The complex currently consists of the Eddie Pellagrini Diamond, which is home to the Boston College Eagles baseball team; the Boston College Softball Field, which is home to the softball team; and the Pete Frates Center, which is an indoor practice facility and hospitality area for the baseball and softball teams.

== History ==
Boston College acquired the lands of the Brighton Campus from the Archdiocese of Boston between 2004 and 2007. In the spring of 2004, Boston College began setting the institution's goals for the coming years. Included in the plans were the recently acquired Brighton lands, which called for a 1,500-seat baseball stadium, a 500-seat softball stadium, two intramural fields, and a 100,000 ft2 field house. Future modifications reduced the plans of the fields. The baseball and softball stadium capacities were reduced to 1,000 and 300 seats respectively, while additional changes eliminated the second intramural field and shrunk the field house to 60,000 ft2 before ultimately removing it from this project.

In 2016, the board of trustees at Boston College proposed the redevelopment of the Brighton Campus. The baseball and softball teams previously used Shea Field, which they shared with the football team. The Board of Trustees were motivated to provide the two programs with facilities that exceeded the Atlantic Coast Conference standards since Shea Field was inadequate. The complex development was a part of the ongoing Greater Heights campaign, which are efforts to improve Boston College's athletic programs.

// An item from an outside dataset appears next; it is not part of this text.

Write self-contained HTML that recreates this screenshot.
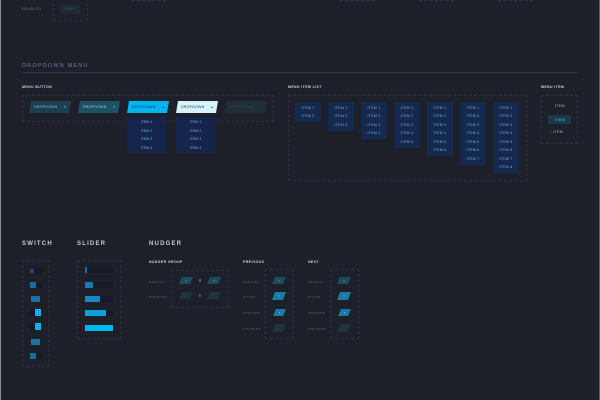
<!DOCTYPE html>
<html><head><style>
*{margin:0;padding:0;box-sizing:border-box}
body{width:600px;height:400px;background:#1e2029;position:relative;overflow:hidden;font-family:"Liberation Sans",sans-serif;color:#cfd6e0}
.a{position:absolute}
.box{position:absolute;border:1px dashed #33284f}
.t{position:absolute;font-size:3.5px;letter-spacing:.4px;white-space:nowrap}
.h{position:absolute;font-size:6px;font-weight:bold;letter-spacing:1.2px;color:#c8ccd6}
.lab{position:absolute;font-size:3.5px;font-weight:bold;letter-spacing:.4px;color:#d0d4dc}
.btn{position:absolute;height:12px;width:42px;clip-path:polygon(2px 0,100% 0,calc(100% - 2px) 100%,0 100%)}
.btn span{position:absolute;left:5px;top:4px;font-size:3.5px;letter-spacing:.3px}
.btn i{position:absolute;right:5px;top:3.5px;font-size:3.5px;font-style:normal}
.col{position:absolute;background:#15294e;width:26px}
.col div{height:8.5px;font-size:3.5px;color:#6fb3e6;text-align:center;line-height:8.5px;letter-spacing:.3px}
.dd{position:absolute;background:#15244a;width:39px;top:117px;height:36px;padding-top:1px}
.dd div{height:8.5px;font-size:3.5px;color:#6fb3e6;text-align:center;line-height:8.5px}
.tr{position:absolute;background:#181926;height:6px}
.nb{position:absolute;width:14px;height:7px;clip-path:polygon(3px 0,100% 0,calc(100% - 3px) 100%,0 100%);font-size:4px;color:#8fd;text-align:center;line-height:7px}
.rl{position:absolute;font-size:3px;color:#5b6070;letter-spacing:.4px}
</style></head><body>
<div class="a" style="left:0;top:0;width:1px;height:400px;background:#8a8d94"></div>
<div class="a" style="right:0;top:0;width:1px;height:400px;background:#5a5d64"></div>

<div class="t" style="left:21px;top:7px;color:#6a6e7a">DISABLED</div>
<div class="box" style="left:53px;top:-2px;width:35px;height:23px"></div>
<div class="a" style="left:60px;top:4px;width:20px;height:10px;background:#1f2a36;border-radius:3px"></div>
<div class="t" style="left:64px;top:7px;color:#2a6a80">CHIP</div>
<div class="a" style="left:132px;top:0;width:34px;border-top:1px dashed #3a2c5c"></div>
<div class="a" style="left:340px;top:0;width:35px;border-top:1px dashed #3a2c5c"></div>
<div class="a" style="left:419px;top:0;width:35px;border-top:1px dashed #3a2c5c"></div>
<div class="a" style="left:498px;top:0;width:35px;border-top:1px dashed #3a2c5c"></div>

<div class="a" style="left:22px;top:63px;font-size:5.5px;letter-spacing:1.2px;color:#7c6fb3">DROPDOWN MENU</div>
<div class="a" style="left:22px;top:72px;width:556px;height:1px;background:#33314a"></div>

<div class="lab" style="left:22px;top:85px">MENU BUTTON</div>
<div class="box" style="left:22px;top:95px;width:252px;height:27px"></div>
<div class="btn" style="left:29px;top:101px;background:#1d3f52"><span style="color:#8cc">DROPDOWN</span><i style="color:#6cf">▾</i></div>
<div class="btn" style="left:78px;top:101px;background:#1e5066"><span style="color:#9dd">DROPDOWN</span><i style="color:#6cf">▾</i></div>
<div class="btn" style="left:127px;top:101px;background:#00b4f0"><span style="color:#0a2a40">DROPDOWN</span><i style="color:#0a2a40">▴</i></div>
<div class="btn" style="left:176px;top:101px;background:#d6f2fb"><span style="color:#1a3050">DROPDOWN</span><i style="color:#1a3050">▴</i></div>
<div class="btn" style="left:225px;top:101px;background:#1f2e39"><span style="color:#2a4a5a">DROPDOWN</span></div>
<div class="dd" style="left:127px"><div>ITEM 1</div><div>ITEM 2</div><div>ITEM 3</div><div>ITEM 4</div></div>
<div class="dd" style="left:176px"><div>ITEM 1</div><div>ITEM 2</div><div>ITEM 3</div><div>ITEM 4</div></div>

<div class="lab" style="left:288px;top:85px">MENU ITEM LIST</div>
<div class="box" style="left:288px;top:95px;width:239px;height:86px"></div>
<div class="col" style="left:295px;top:102px;padding-top:1.5px;height:20px"><div>ITEM 1</div><div>ITEM 2</div></div>
<div class="col" style="left:328px;top:102px;padding-top:1.5px;height:29px"><div>ITEM 1</div><div>ITEM 2</div><div>ITEM 3</div></div>
<div class="col" style="left:361px;top:102px;padding-top:1.5px;height:37px"><div>ITEM 1</div><div>ITEM 2</div><div>ITEM 3</div><div>ITEM 4</div></div>
<div class="col" style="left:394px;top:102px;padding-top:1.5px;height:46px"><div>ITEM 1</div><div>ITEM 2</div><div>ITEM 3</div><div>ITEM 4</div><div>ITEM 5</div></div>
<div class="col" style="left:427px;top:102px;padding-top:1.5px;height:54px"><div>ITEM 1</div><div>ITEM 2</div><div>ITEM 3</div><div>ITEM 4</div><div>ITEM 5</div><div>ITEM 6</div></div>
<div class="col" style="left:460px;top:102px;padding-top:1.5px;height:63px"><div>ITEM 1</div><div>ITEM 2</div><div>ITEM 3</div><div>ITEM 4</div><div>ITEM 5</div><div>ITEM 6</div><div>ITEM 7</div></div>
<div class="col" style="left:493px;top:102px;padding-top:1.5px;height:71px"><div>ITEM 1</div><div>ITEM 2</div><div>ITEM 3</div><div>ITEM 4</div><div>ITEM 5</div><div>ITEM 6</div><div>ITEM 7</div><div>ITEM 8</div></div>

<div class="lab" style="left:541px;top:85px">MENU ITEM</div>
<div class="box" style="left:541px;top:95px;width:37px;height:49px"></div>
<div class="t" style="left:555px;top:104px;color:#9cc">ITEM</div>
<div class="a" style="left:548px;top:115px;width:23px;height:9px;background:#1c3a45"></div>
<div class="t" style="left:555px;top:118px;color:#5cc8e8">ITEM</div>
<div class="t" style="left:550px;top:130px;color:#9cc"><span style="color:#4ad">•</span> ITEM</div>

<div class="h" style="left:22px;top:241px">SWITCH</div>
<div class="h" style="left:77px;top:241px">SLIDER</div>
<div class="h" style="left:149px;top:241px">NUDGER</div>

<div class="box" style="left:22px;top:260px;width:27px;height:107px"></div>
<div class="tr" style="left:30px;top:268px;width:12px"></div><div class="a" style="left:30px;top:269px;width:4px;height:4px;background:#1a4a80"></div>
<div class="tr" style="left:30px;top:282px;width:12px"></div><div class="a" style="left:30px;top:282px;width:6px;height:6px;background:#1a6aa0"></div>
<div class="a" style="left:31px;top:296px;width:9px;height:6px;background:#1d70a8"></div>
<div class="tr" style="left:30px;top:310px;width:12px"></div><div class="a" style="left:35px;top:309px;width:6px;height:7px;background:#00b4f0"></div>
<div class="tr" style="left:30px;top:324px;width:12px"></div><div class="a" style="left:35px;top:323px;width:6px;height:7px;background:#00b4f0"></div>
<div class="a" style="left:31px;top:339px;width:9px;height:6px;background:#1d70a8"></div>
<div class="tr" style="left:30px;top:353px;width:12px"></div><div class="a" style="left:30px;top:353px;width:6px;height:6px;background:#1a6aa0"></div>

<div class="box" style="left:77px;top:260px;width:44px;height:79px"></div>
<div class="tr" style="left:85px;top:267px;width:28px"></div><div class="a" style="left:85px;top:267px;width:2px;height:6px;background:#1a6aa0"></div>
<div class="tr" style="left:85px;top:282px;width:28px"></div><div class="a" style="left:85px;top:282px;width:8px;height:6px;background:#1878b0"></div>
<div class="tr" style="left:85px;top:296px;width:28px"></div><div class="a" style="left:85px;top:296px;width:15px;height:6px;background:#1888c0"></div>
<div class="tr" style="left:85px;top:310px;width:28px"></div><div class="a" style="left:85px;top:310px;width:21px;height:6px;background:#10a0d8"></div>
<div class="a" style="left:85px;top:325px;width:28px;height:6px;background:#00b8f2"></div>

<div class="lab" style="left:149px;top:260px">NUDGER GROUP</div>
<div class="box" style="left:171px;top:270px;width:58px;height:38px"></div>
<div class="rl" style="left:149px;top:280px">DEFAULT</div>
<div class="rl" style="left:149px;top:295px">DISABLED</div>
<div class="nb" style="left:179px;top:277px;background:#1e4a5c">‹</div>
<div class="a" style="left:199px;top:279px;width:2px;height:3px;background:#1a6aa0"></div>
<div class="nb" style="left:207px;top:277px;background:#1e4a5c">›</div>
<div class="nb" style="left:179px;top:292px;background:#1d3440;color:#2a5060">‹</div>
<div class="a" style="left:199px;top:294px;width:2px;height:3px;background:#1a5a90"></div>
<div class="nb" style="left:207px;top:292px;background:#1d3440;color:#2a5060">›</div>

<div class="lab" style="left:243px;top:260px">PREVIOUS</div>
<div class="box" style="left:265px;top:269px;width:29px;height:70px"></div>
<div class="rl" style="left:243px;top:280px">DEFAULT</div>
<div class="rl" style="left:243px;top:295px">HOVER</div>
<div class="rl" style="left:243px;top:311px">PRESSED</div>
<div class="rl" style="left:243px;top:327px">DISABLED</div>
<div class="nb" style="left:272px;top:277px;background:#1e4a5c">‹</div>
<div class="nb" style="left:272px;top:292px;height:8px;background:#1a7aa8;color:#cff">‹</div>
<div class="nb" style="left:273px;top:309px;width:13px;background:#1a7aa8;color:#cff">‹</div>
<div class="nb" style="left:272px;top:324px;height:8px;background:#1d3440;color:#2a5060">‹</div>

<div class="lab" style="left:308px;top:260px">NEXT</div>
<div class="box" style="left:330px;top:269px;width:29px;height:70px"></div>
<div class="rl" style="left:308px;top:280px">DEFAULT</div>
<div class="rl" style="left:308px;top:295px">HOVER</div>
<div class="rl" style="left:308px;top:311px">PRESSED</div>
<div class="rl" style="left:308px;top:327px">DISABLED</div>
<div class="nb" style="left:337px;top:277px;background:#1e4a5c">›</div>
<div class="nb" style="left:337px;top:292px;height:8px;background:#1a7aa8;color:#cff">›</div>
<div class="nb" style="left:338px;top:309px;width:13px;background:#1a7aa8;color:#cff">›</div>
<div class="nb" style="left:337px;top:324px;height:8px;background:#1d3440;color:#2a5060">›</div>
</body></html>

The Brighton Baseball Field was slated to open on March 13, 2018, in Boston College's home opener against Holy Cross but was canceled due to a nor'easter. The stadium opened a week later on March 20, when the Eagles hosted cross-town opponents Northeastern in a non-conference matchup that Northeastern won 7–4 in 18 innings. The softball field opened on April 10, when the Eagles hosted the UMass Minutewomen.

On April 14, 2018, Brighton Fields were dedicated to University Trustee and former CEO of the Boston Red Sox John L. Harrington and renamed Harrington Athletics Village at Brighton Fields.

The Pete Frates Center opened in late 2020 as part of the Phase II of the project.

== Venues ==

=== Eddie Pellagrini Diamond ===

Eddie Pellagrini Diamond is the home stadium for Boston College Eagles baseball. The stadium replaces their previous home at Shea Field. The stadium features an artificial turf surface and has a fixed capacity of 1,000 seats, but is expandable to 2,500 for championship events.

=== Boston College Softball Field ===
The Boston College Softball Field is the home stadium for Boston College Eagles softball. The stadium has an artificial turf surface with a clay infield. There is seating for 300 spectators and can be expanded to 1,000 for championship events.

=== Pete Frates Center ===
The Pete Frates Center is a 31,000 ft2 indoor practice facility exclusive to the baseball and softball teams. The support building also includes locker rooms for each team. Outside, there is a terrace for fans overlooking the baseball stadium. The Frates Center includes batting cages and pitching mounds for year-round use, a state-of-the-art improvement over the program's previous conditions. Just three years prior, players had to shovel out the snowed-in batting cage in the tunnel to the Beacon Street Garage during the winter months.